A new approach to personalized medicine examines the activity of a whole group of genes to predict a patient’s sensitivity to drugs. The results of the study, published by researchers at MIT in the journal Genes and Development last week, may help better match cancer patients with the most effective chemotherapeutic drugs while also keeping side effects on healthy cells to a minimum. The technique could also help determine an individual’s sensitivity to environmental toxins, such as those contained in cigarette smoke.
Two approaches that are commonly used to determine how a patient’s tumor will react to chemotherapy include laboratory tests of the tumor cells’ responsiveness to the drug, and genetic screenings for mutations or activity levels of genes that are known to influence drug sensitivity.
But Leona Samson, director of MIT’s Center for Environmental Health Sciences and senior author of the current study, believes that her new technique may offer a quicker and more accurate diagnostic approach.
“Directly looking at the biological response of cells to drugs is a delicate and time-consuming process,” she says of the first approach. The second method–looking for changes in specific gene, works well for certain cancers, she says, such as glioblastoma–the brain tumor that Ted Kennedy is battling–but the accuracy is limited to around 60 percent because other genes will also affect the tumor’s sensitivity.

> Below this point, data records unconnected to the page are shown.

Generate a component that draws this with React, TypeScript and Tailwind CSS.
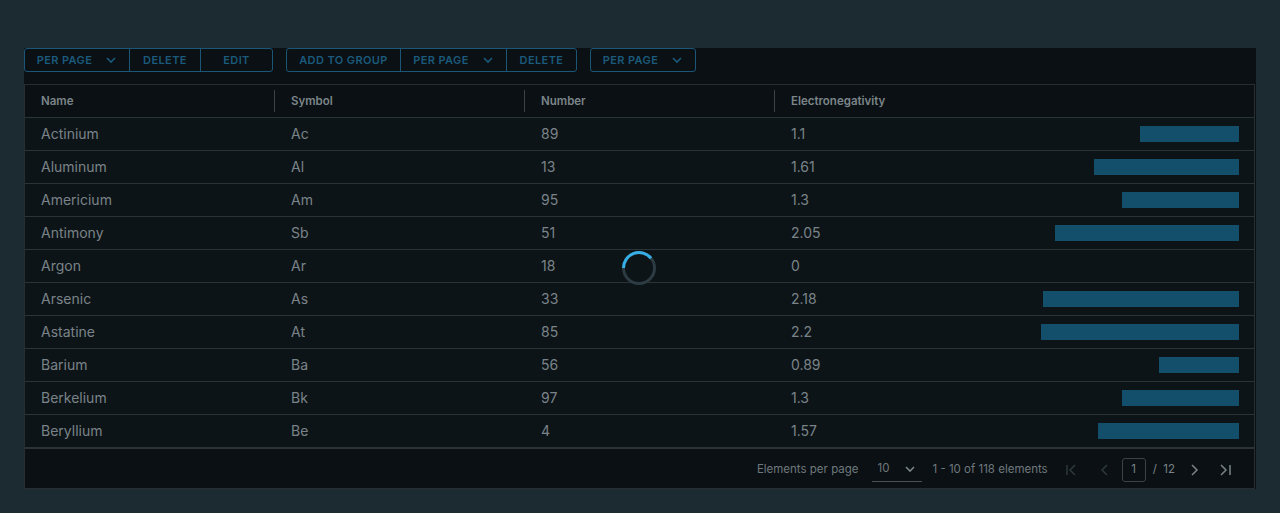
import React from "react";

const rows: [string, string, number, number][] = [
  ["Actinium", "Ac", 89, 1.1],
  ["Aluminum", "Al", 13, 1.61],
  ["Americium", "Am", 95, 1.3],
  ["Antimony", "Sb", 51, 2.05],
  ["Argon", "Ar", 18, 0],
  ["Arsenic", "As", 33, 2.18],
  ["Astatine", "At", 85, 2.2],
  ["Barium", "Ba", 56, 0.89],
  ["Berkelium", "Bk", 97, 1.3],
  ["Beryllium", "Be", 4, 1.57],
];

const Chevron = () => (
  <svg width="12" height="12" viewBox="0 0 12 12" fill="none" stroke="currentColor" strokeWidth="1.6">
    <path d="M2 4l4 4 4-4" />
  </svg>
);

const Btn = ({ label, chevron, w, last }: { label: string; chevron?: boolean; w: string; last?: boolean }) => (
  <div
    className={`flex h-full items-center justify-center gap-[13px] ${w} ${last ? "" : "border-r border-[#1b5676]"} text-[11px] font-semibold tracking-[0.4px] text-[#1b5a7c]`}
  >
    <span>{label}</span>
    {chevron && <Chevron />}
  </div>
);

const Group = ({ children }: { children: React.ReactNode }) => (
  <div className="flex h-[24px] items-stretch rounded-[3px] border border-[#1b5676]">{children}</div>
);

export default function App() {
  return (
    <div
      className="h-[513px] w-[1280px] bg-[#1c2a31] pt-[48px] pl-[24px]"
      style={{ fontFamily: "Inter, 'Noto Sans', sans-serif" }}
    >
      <div className="relative w-[1232px] bg-[#0a1013]">
        <div className="flex h-[36px] items-start gap-[13px]">
          <Group>
            <Btn label="PER PAGE" chevron w="w-[105px]" />
            <Btn label="DELETE" w="w-[71px]" />
            <Btn label="EDIT" w="w-[71px]" last />
          </Group>
          <Group>
            <Btn label="ADD TO GROUP" w="w-[114px]" />
            <Btn label="PER PAGE" chevron w="w-[106px]" />
            <Btn label="DELETE" w="w-[69px]" last />
          </Group>
          <Group>
            <Btn label="PER PAGE" chevron w="w-[104px]" last />
          </Group>
        </div>
        <div className="w-[1231px] border border-[#262e32]">
          <div className="flex h-[33px] items-center border-b border-[#2a3337] bg-[#0a1013] text-[11.5px] font-semibold text-[#7c858a]">
            {["Name", "Symbol", "Number", "Electronegativity"].map((h, i) => (
              <div
                key={h}
                className={`flex h-full items-center ${i === 3 ? "flex-1" : i === 0 ? "w-[249px]" : "w-[250px]"}`}
              >
                {i > 0 && <div className="h-[22px] w-px bg-[#3a4347]" />}
                <span className="pl-[16px] pt-[2px]">{h}</span>
              </div>
            ))}
          </div>
          {rows.map(([n, s, num, e], idx) => (
            <div
              key={n}
              className={`flex items-center bg-[#0d1417] pb-px text-[14px] text-[#7a8389] ${idx < rows.length - 1 ? "h-[33px] border-b border-[#2a3337]" : "h-[34px] border-b-[2px] border-[#2a3337]"}`}
            >
              <div className="w-[249px] pl-[16px]">{n}</div>
              <div className="w-[250px] pl-[17px]">{s}</div>
              <div className="w-[250px] pl-[17px]">{num}</div>
              <div className="flex flex-1 items-center pl-[17px] pr-[15px]">
                <span className="flex-1">{e}</span>
                {e > 0 && <div className="h-[16px] bg-[#134f6b]" style={{ width: `${Math.round(e * 90)}px` }} />}
              </div>
            </div>
          ))}
          <div className="flex h-[39px] items-center justify-end bg-[#0a1013] pt-[2px] pr-[22px] text-[11.5px] text-[#6f787d]">
            <span>Elements per page</span>
            <div className="ml-[13px] flex h-[24px] w-[50px] items-center justify-between border-b border-[#4a5357] pl-[6px] pr-[6px] text-[#6f787d]">
              <span>10</span>
              <span className="text-[#7a8389]"><Chevron /></span>
            </div>
            <span className="ml-[11px]">1 - 10 of 118 elements</span>
            <div className="ml-[17px] flex items-center text-[#2e393e]">
              <svg width="14" height="14" viewBox="0 0 14 14" fill="none" stroke="currentColor" strokeWidth="1.5">
                <path d="M2 2v10M10 2l-5 5 5 5" />
              </svg>
            </div>
            <div className="ml-[21px] flex items-center text-[#2e393e]">
              <svg width="10" height="14" viewBox="0 0 10 14" fill="none" stroke="currentColor" strokeWidth="1.5">
                <path d="M7 2l-5 5 5 5" />
              </svg>
            </div>
            <div className="ml-[12px] flex h-[24px] w-[24px] items-center justify-center rounded-[3px] border border-[#3a4347] text-[#7a8389]">
              1
            </div>
            <span className="ml-[7px] text-[#7a8389]">/&nbsp;&nbsp;12</span>
            <div className="ml-[14px] flex items-center text-[#7a8389]">
              <svg width="10" height="14" viewBox="0 0 10 14" fill="none" stroke="currentColor" strokeWidth="1.5">
                <path d="M3 2l5 5-5 5" />
              </svg>
            </div>
            <div className="ml-[19px] flex items-center text-[#7a8389]">
              <svg width="14" height="14" viewBox="0 0 14 14" fill="none" stroke="currentColor" strokeWidth="1.5">
                <path d="M3 2l5 5-5 5M12 2v10" />
              </svg>
            </div>
          </div>
        </div>
        <div className="absolute left-[597px] top-[202px]">
          <svg width="36" height="36" viewBox="0 0 36 36">
            <circle cx="18" cy="18" r="15.5" fill="none" stroke="#2d3b42" strokeWidth="3" />
            <path d="M2.5 18 A15.5 15.5 0 0 1 30 8.2" fill="none" stroke="#36aee6" strokeWidth="3" />
          </svg>
        </div>
      </div>
    </div>
  );
}
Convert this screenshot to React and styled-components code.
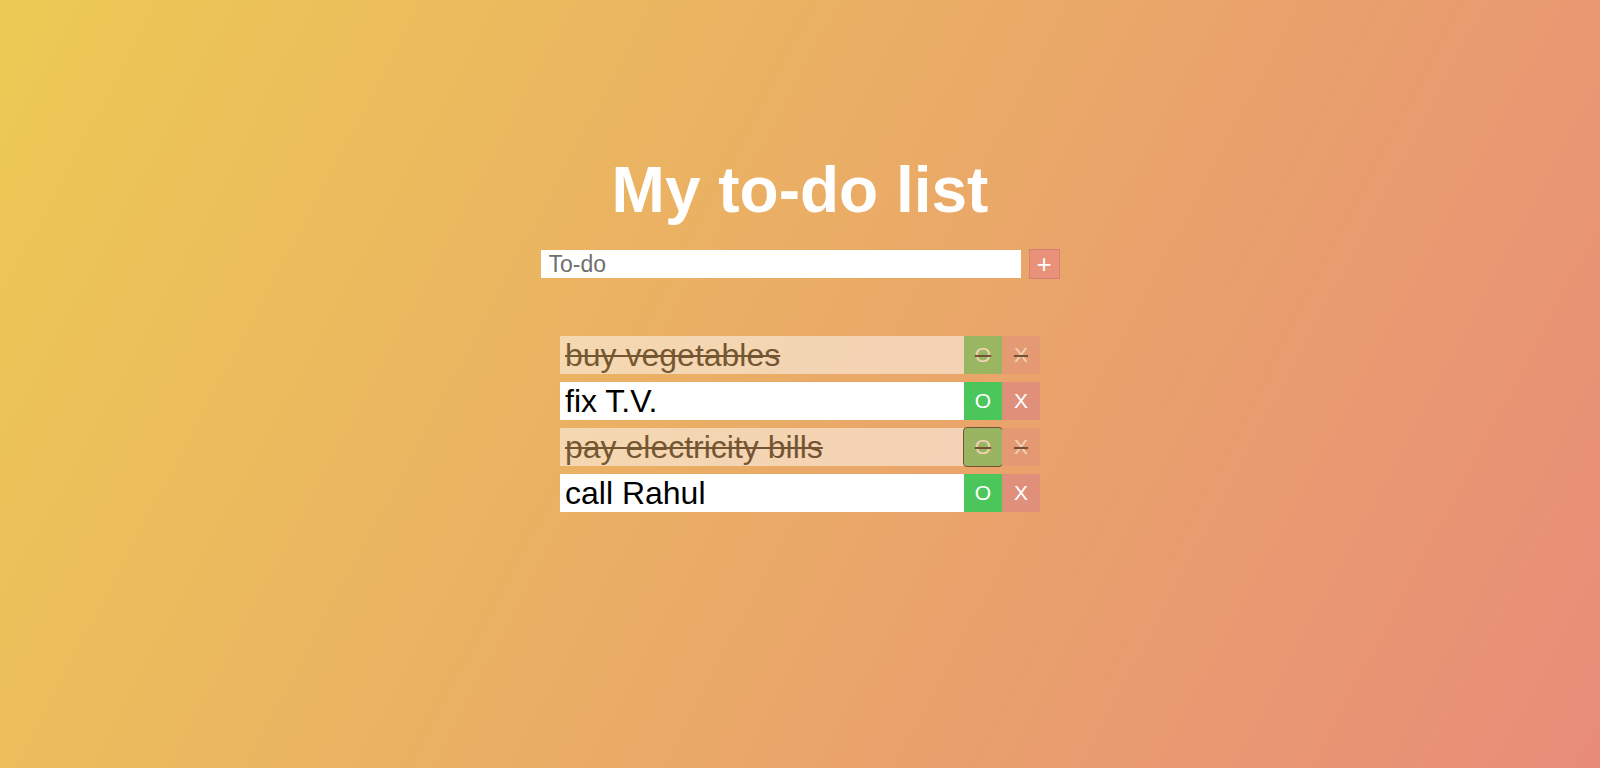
import React from "react";
import styled, { createGlobalStyle } from "styled-components";

const GlobalStyle = createGlobalStyle`
  html, body { margin: 0; padding: 0; }
  body { font-family: "Liberation Sans", Arial, sans-serif; }
  * { box-sizing: border-box; }
`;

const Page = styled.div`
  min-height: 100vh;
  background: linear-gradient(118deg, #ecca54, #e88c79);
  display: flex;
  flex-direction: column;
  align-items: center;
  padding-top: 154px;
`;

const Title = styled.h1`
  margin: 0 0 23px;
  font-size: 64px;
  line-height: 72px;
  font-weight: 700;
  color: #ffffff;
`;

const Form = styled.div`
  display: flex;
  align-items: center;
  gap: 8px;
  height: 30px;
`;

const Input = styled.input`
  width: 480px;
  height: 28px;
  border: none;
  outline: none;
  padding: 0 8px;
  font-family: "Liberation Sans", Arial, sans-serif;
  font-size: 23px;
  color: #222;
  background: #ffffff;
  &::placeholder { color: #6f6f6f; }
`;

const AddButton = styled.button`
  width: 31px;
  height: 30px;
  padding: 0;
  border: 1px solid #d5826f;
  background: #e9917a;
  color: #ffffff;
  font-family: "Liberation Sans", Arial, sans-serif;
  font-size: 26px;
  font-weight: 400;
  line-height: 1;
`;

const List = styled.ul`
  list-style: none;
  margin: 57px 0 0;
  padding: 0;
  display: flex;
  flex-direction: column;
  gap: 8px;
`;

const Row = styled.li`
  display: flex;
  width: 480px;
  height: 38px;
  opacity: ${(p) => (p.$done ? 0.5 : 1)};
`;

const Text = styled.span`
  flex: 1;
  background: #ffffff;
  color: #000000;
  font-size: 32px;
  line-height: 38px;
  padding-left: 5px;
  white-space: nowrap;
  text-decoration: ${(p) => (p.$done ? "line-through" : "none")};
  text-decoration-thickness: 2px;
`;

const ActionButton = styled.button`
  width: 38px;
  height: 38px;
  padding: 0;
  border: none;
  background: ${(p) => (p.$kind === "ok" ? "#4bc65a" : "#e0907a")};
  color: #ffffff;
  font-family: "Liberation Sans", Arial, sans-serif;
  font-size: 21px;
  line-height: 38px;
  text-decoration: ${(p) => (p.$done ? "line-through" : "none")};
  text-decoration-color: #000000;
  text-decoration-thickness: 2px;
  border-radius: ${(p) => (p.$focused ? "3px" : "0")};
  outline: ${(p) => (p.$focused ? "1.5px solid #000" : "none")};
`;

const todos = [
  { text: "buy vegetables", done: true },
  { text: "fix T.V.", done: false },
  { text: "pay electricity bills", done: true, focused: true },
  { text: "call Rahul", done: false },
];

export default function App() {
  return (
    <>
      <GlobalStyle />
      <Page>
        <Title>My to-do list</Title>
        <Form>
          <Input placeholder="To-do" />
          <AddButton>+</AddButton>
        </Form>
        <List>
          {todos.map((t) => (
            <Row key={t.text} $done={t.done}>
              <Text $done={t.done}>{t.text}</Text>
              <ActionButton $kind="ok" $done={t.done} $focused={t.focused}>O</ActionButton>
              <ActionButton $kind="del" $done={t.done}>X</ActionButton>
            </Row>
          ))}
        </List>
      </Page>
    </>
  );
}
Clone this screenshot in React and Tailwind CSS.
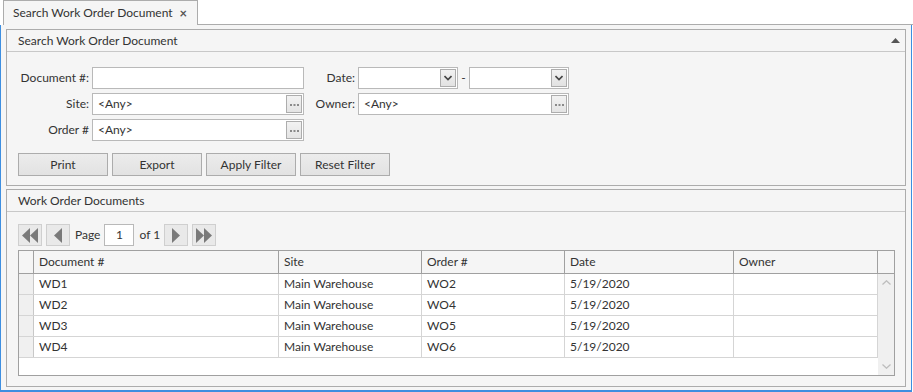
import React from "react";

const font = { fontFamily: 'Lato, "Open Sans", sans-serif' };

function EllipsisButton() {
  return (
    <div className="absolute right-[1px] top-[1px] bottom-[1px] w-[16px] border border-[#adadad] bg-gradient-to-b from-[#f2f2f2] to-[#e4e4e4] flex items-center justify-center">
      <svg width="9" height="3" viewBox="0 0 9 3">
        <rect x="0" y="1" width="2" height="2" fill="#8a8a8a" />
        <rect x="3.5" y="1" width="2" height="2" fill="#8a8a8a" />
        <rect x="7" y="1" width="2" height="2" fill="#8a8a8a" />
      </svg>
    </div>
  );
}

function LookupBox({ value, width }) {
  return (
    <div
      className={`relative h-[22px] border border-[#b9b9b9] bg-white flex items-center pl-[5px] ${width}`}
    >
      <span className="text-[#333]">{value}</span>
      <EllipsisButton />
    </div>
  );
}

function ComboBox() {
  return (
    <div className="relative h-[22px] w-[100px] border border-[#b9b9b9] bg-white">
      <div className="absolute right-[1px] top-[1px] bottom-[1px] w-[16px] border border-[#adadad] bg-gradient-to-b from-[#f2f2f2] to-[#e2e2e2] flex items-center justify-center">
        <svg width="8" height="6" viewBox="0 0 8 6">
          <path d="M0.5 1 L4 4.5 L7.5 1" stroke="#444" strokeWidth="1.6" fill="none" />
        </svg>
      </div>
    </div>
  );
}

function Button({ children }) {
  return (
    <div className="w-[90px] h-[23px] border border-[#acacac] bg-gradient-to-b from-[#ececec] to-[#e2e2e2] flex items-center justify-center text-[#333]">
      {children}
    </div>
  );
}

function PagerButton({ dir, double }) {
  const tri = (x) =>
    dir === "left" ? (
      <path d={`M${x + 8} 0 L${x} 7.5 L${x + 8} 15 Z`} fill="#7a7a7a" />
    ) : (
      <path d={`M${x} 0 L${x + 8} 7.5 L${x} 15 Z`} fill="#7a7a7a" />
    );
  return (
    <div className="w-[24px] h-[22px] border border-[#cfcfcf] bg-[#e9e9e9] flex items-center justify-center">
      <svg width={double ? 16 : 8} height="15" viewBox={double ? "0 0 16 15" : "0 0 8 15"}>
        {double ? (
          <>
            {tri(0)}
            {tri(8)}
          </>
        ) : (
          tri(0)
        )}
      </svg>
    </div>
  );
}

function PanelHeader({ title, collapse }) {
  return (
    <div className="h-[22px] border-b border-[#c8c8c8] flex items-center justify-between pl-[11px] pr-[5px]">
      <span className="text-[#333]">{title}</span>
      {collapse && (
        <svg width="9" height="5" viewBox="0 0 9 5">
          <path d="M0 5 L4.5 0 L9 5 Z" fill="#555" />
        </svg>
      )}
    </div>
  );
}

const cols = [
  { name: "Document #", w: "w-[245px]", key: "doc" },
  { name: "Site", w: "w-[143px]", key: "site" },
  { name: "Order #", w: "w-[143px]", key: "order" },
  { name: "Date", w: "w-[169px]", key: "date" },
  { name: "Owner", w: "w-[144px]", key: "owner" },
];

const rows = [
  { doc: "WD1", site: "Main Warehouse", order: "WO2", date: "5/19/2020", owner: "" },
  { doc: "WD2", site: "Main Warehouse", order: "WO4", date: "5/19/2020", owner: "" },
  { doc: "WD3", site: "Main Warehouse", order: "WO5", date: "5/19/2020", owner: "" },
  { doc: "WD4", site: "Main Warehouse", order: "WO6", date: "5/19/2020", owner: "" },
];

export default function App() {
  return (
    <div className="w-[913px] h-[392px] bg-white flex flex-col text-[12px] leading-[16px] text-[#333]" style={font}>
      {/* TAB STRIP */}
      <div className="h-[25px] flex items-end pl-[3px]">
        <div className="h-[25px] w-[195px] border border-b-0 border-[#acacac] bg-[#f5f5f5] flex items-center pl-[9px] pr-[10px] justify-between whitespace-nowrap">
          <span>Search Work Order Document</span>
          <span className="text-[13px] font-bold text-[#555] leading-none">×</span>
        </div>
        <div className="flex-1 border-b border-[#acacac]" />
      </div>

      {/* FRAME */}
      <div className="w-[912px] h-[367px] border-l border-r border-b-2 border-[#3d8ee0] bg-[#f5f5f5] px-[5px] pt-[4px] pb-[3px] flex flex-col gap-[3px]">
        {/* SEARCH PANEL */}
        <div className="h-[158px] border border-[#acacac] bg-[#f5f5f5] flex flex-col">
          <PanelHeader title="Search Work Order Document" collapse />
          <div className="pl-[11px] pt-[15px]">
            <div className="grid grid-cols-[71px_212px_48px_212px] gap-x-[3px] gap-y-[4px] items-center whitespace-nowrap">
              <div className="text-right">Document #:</div>
              <div className="h-[22px] border border-[#b9b9b9] bg-white" />
              <div className="text-right">Date:</div>
              <div className="flex items-center">
                <ComboBox />
                <span className="w-[11px] text-center">-</span>
                <ComboBox />
              </div>

              <div className="text-right">Site:</div>
              <LookupBox value="<Any>" width="w-[212px]" />
              <div className="text-right">Owner:</div>
              <LookupBox value="<Any>" width="w-[211px]" />

              <div className="text-right">Order #</div>
              <LookupBox value="<Any>" width="w-[212px]" />
              <div />
              <div />
            </div>

            <div className="flex gap-[4px] mt-[12px]">
              <Button>Print</Button>
              <Button>Export</Button>
              <Button>Apply Filter</Button>
              <Button>Reset Filter</Button>
            </div>
          </div>
        </div>

        {/* RESULTS PANEL */}
        <div className="flex-1 border border-[#acacac] bg-[#f5f5f5] flex flex-col">
          <PanelHeader title="Work Order Documents" />
          <div className="pl-[11px] pr-[10px] pt-[12px] pb-[10px] flex flex-col gap-[4px]">
            {/* PAGER */}
            <div className="flex items-center h-[22px]">
              <PagerButton dir="left" double />
              <div className="w-[4px]" />
              <PagerButton dir="left" />
              <span className="ml-[5px]">Page</span>
              <div className="ml-[4px] w-[30px] h-[22px] border border-[#b9b9b9] bg-white flex items-center justify-center">1</div>
              <span className="ml-[5px]">of 1</span>
              <div className="w-[4px]" />
              <PagerButton dir="right" />
              <div className="w-[4px]" />
              <PagerButton dir="right" double />
            </div>

            {/* GRID */}
            <div className="border border-[#a0a0a0] bg-white flex flex-col h-[126px]">
              <div className="flex h-[23px] border-b border-[#a0a0a0] bg-[#f5f5f5]">
                <div className="w-[15px] border-r border-[#a0a0a0]" />
                {cols.map((c) => (
                  <div key={c.key} className={`${c.w} border-r border-[#a0a0a0] pl-[5px] flex items-center`}>
                    {c.name}
                  </div>
                ))}
                <div className="flex-1" />
              </div>
              <div className="flex flex-1">
                <div className="flex flex-col">
                  {rows.map((r) => (
                    <div key={r.doc} className="flex h-[21px] border-b border-[#d5d5d5]">
                      <div className="w-[15px] border-r border-[#c8c8c8] bg-[#f0f0f0]" />
                      {cols.map((c) => (
                        <div key={c.key} className={`${c.w} border-r border-[#d5d5d5] pl-[5px] flex items-center`}>
                          {r[c.key]}
                        </div>
                      ))}
                    </div>
                  ))}
                </div>
                <div className="flex-1 bg-[#f0f0f0] flex flex-col items-center justify-between py-[6px]">
                  <svg width="9" height="5" viewBox="0 0 9 5">
                    <path d="M0.5 4.5 L4.5 0.8 L8.5 4.5" stroke="#bdbdbd" strokeWidth="1.3" fill="none" />
                  </svg>
                  <svg width="9" height="5" viewBox="0 0 9 5">
                    <path d="M0.5 0.5 L4.5 4.2 L8.5 0.5" stroke="#bdbdbd" strokeWidth="1.3" fill="none" />
                  </svg>
                </div>
              </div>
            </div>
          </div>
        </div>
      </div>
    </div>
  );
}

In glioblastoma, specific markers that reveal the expression of MGMT, a DNA-repair enzyme that makes tumors resistant to the DNA-damaging drug MNNG (N-methyl-N’-nitro-N nitrosoguanidine). MNNG can damage and mutate healthy cells by introducing errors into their DNA. Drugs like MNNG are used in chemotherapy because it’s especially toxic to cancer cells, which often have reduced DNA-repair abilities, but the compound and its close relatives are also found in tobacco smoke, exhaust fumes, and some foods.
To overcome this limitation, Samson and her colleagues used microarray analysis to discover if looking at many genes in parallel could improve the prediction. They took 24 blood-derived cell lines from healthy and unrelated people with diverse genetic backgrounds and tested how well they grew when exposed to MNNG.
Next, the researchers analyzed the activity of 20,000 genes in each cell line by measuring the number of gene transcripts on DNA microarray chips. Finally, they chose the four most sensitive and the four least sensitive cell lines and used them to train a computer algorithm to identify which of the 20,000 genes are most relevant to drug sensitivity. These genes showed different expression levels in the sensitive versus resistant cell lines, and their activity either gradually increased or decreased with the sensitivity of the cells.